In-situ surface defects passivation with small carbon chain molecules for highly efficient, air-processed inorganic CsPbI2Br perovskite photovoltaics

Abstract

All-inorganic CsPbI2Br perovskites have gained enormous interests owing to suitable band gap and thermal stability. However, the CsPbI2Br suffers from unsatisfactory crystal growth and poor surfaces processed under ambient conditions. Herein, we introduced small carbon chain molecules as liquid additives including diiodomethane (DIM), dibromoethane (DBM), and dichloromethane (DCM) into the precursor. The halide ions as associated with these additives played vital roles to passivate the surface defects.

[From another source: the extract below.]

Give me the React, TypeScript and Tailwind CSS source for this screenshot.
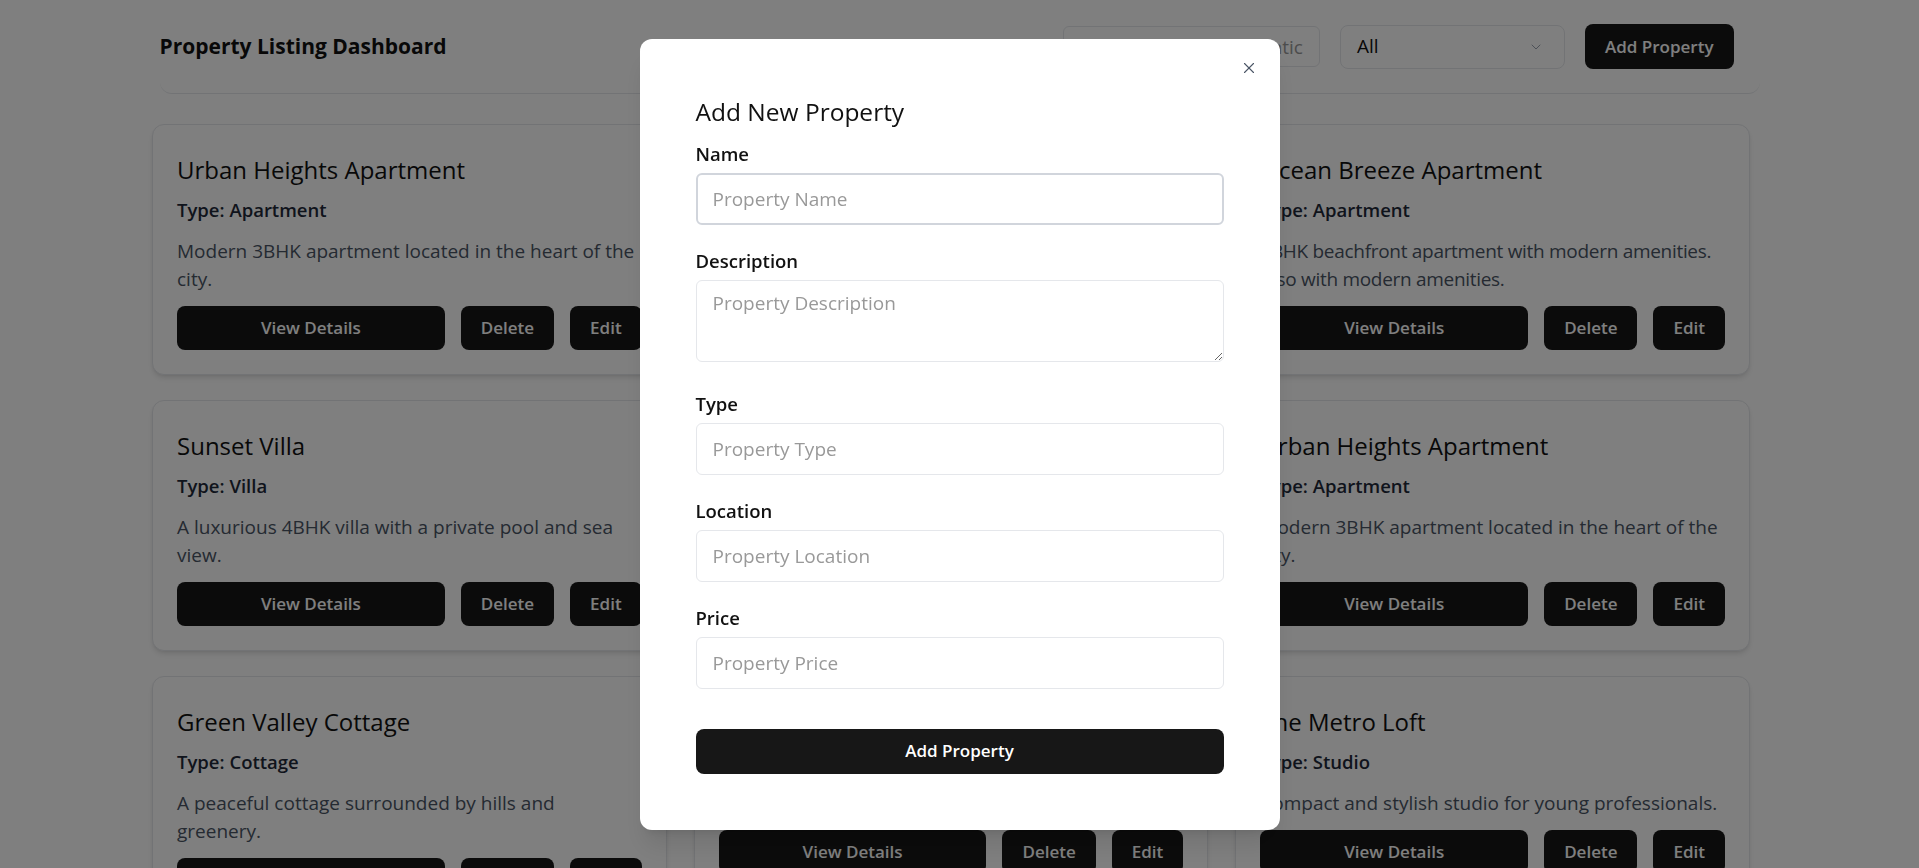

Interestingly, DIM additive offers multiple benefits: (i) passivate uncoordinated Pb2+ dangling bonds (ii) match band energy alignment, (iii) assist to preferential oriented crystal growth (iv) suppress halide ion vacancies and (v) improve surface morphology. As a result, 100 μl DIM-assisted perovskite solar cell (PSC) exhibited the highest power conversion efficiency (PCE) of 16.42 % which is higher than that of control (13.95 %). Notably, with additive engineering approach our champion PCE (16.42 %) is the highest to date under processing at ambient conditions. On the contrary to poor stability of control PSC (PCE drop of ∼ 50 %), the DIM assisted PSC retained ∼ 80 % of original PCE after aging for 600 hrs. Thus, our photovoltaic results demonstrated that the additive method could open an effective route for development of efficient and stable PSCs under ambient conditions.